Subject: Re: [boost] Proposed templated integer_sort
From: Steven Ross (spreadsort_at_[hidden])
Date: 2009-02-02 22:50:21
I've uploaded a new algorithm_sorting.zip to www.boostpro.com/vault, which
resolves all the issues I found mentioned in past emails (tabs, data_type,
graphs, etc). I believe it contains everything necessary for a Boost
library at this point. Suggestion are welcome, as are performance results.
I'd particularly appreciate it if people could run tune.pl on their systems
and send me the output (tune.pl determines ideal constants).
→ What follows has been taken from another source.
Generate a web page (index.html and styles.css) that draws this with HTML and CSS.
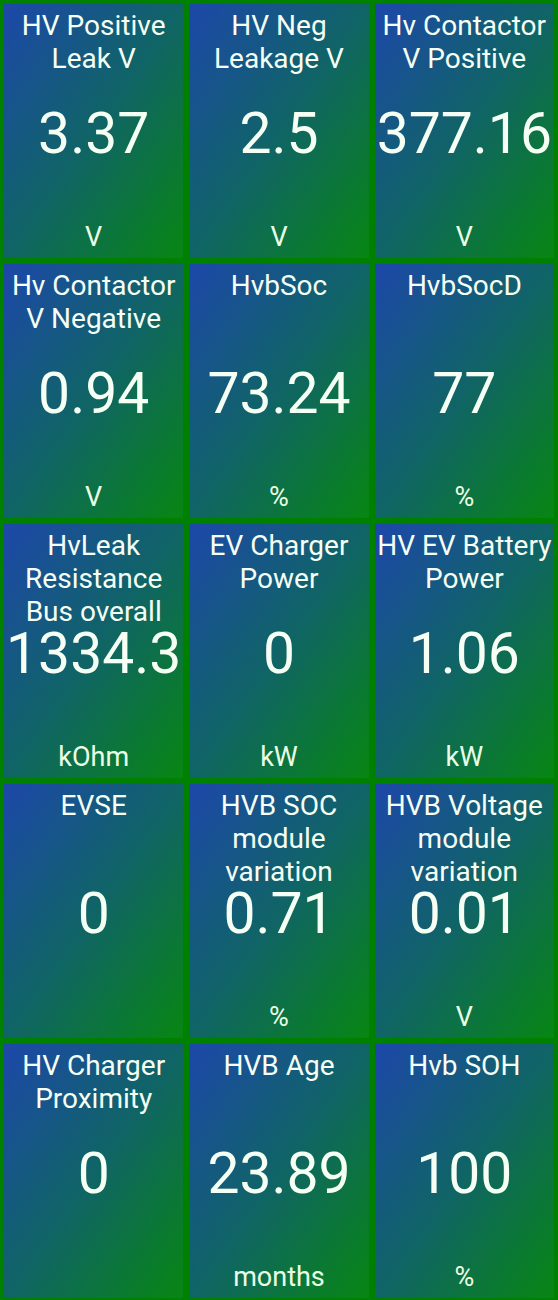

I made my performance graphs on OSX. I have graphs of runtime vs. file
size, and other graphs of runtime vs. data range (0 to 32 bits). The data
range graphs are interesting, showing both the importance of MAX_SPLITS, and
how Spreadsort takes advantage of small ranges (clumpy data) for better
I've thought about Phil's enable_if suggestion more, and thought that it
might be possible to use a combination of my different algorithms to make a
spread_sort that first checks if an iterator's value_type is an integer, if
so, it uses integer_sort; otherwise it checks to see if it's a float, if so,
it sorts it with float_sort; finally it checks to see if it is a string, if
so, it sorts it with string_sort, and if not, it falls back on std::sort.
Does that sound like a useful generalization, or just an unwieldy mess? I
think most people know what they're sorting, but a generic spread_sort could
make generic programming a little easier.
On Mon, Feb 2, 2009 at 1:47 AM, Phil Endecott <
> I've added these static assertions in the casting methods:
>> BOOST_STATIC_ASSERT(sizeof(cast_type) == sizeof(data_type));
>> That should guarantee I'm casting an IEEE floating-point number to an
>> integer of the same size.
> I was imagining that you'd use these to enable a specialisation, e.g. using
> enable_if, rather than in asserts.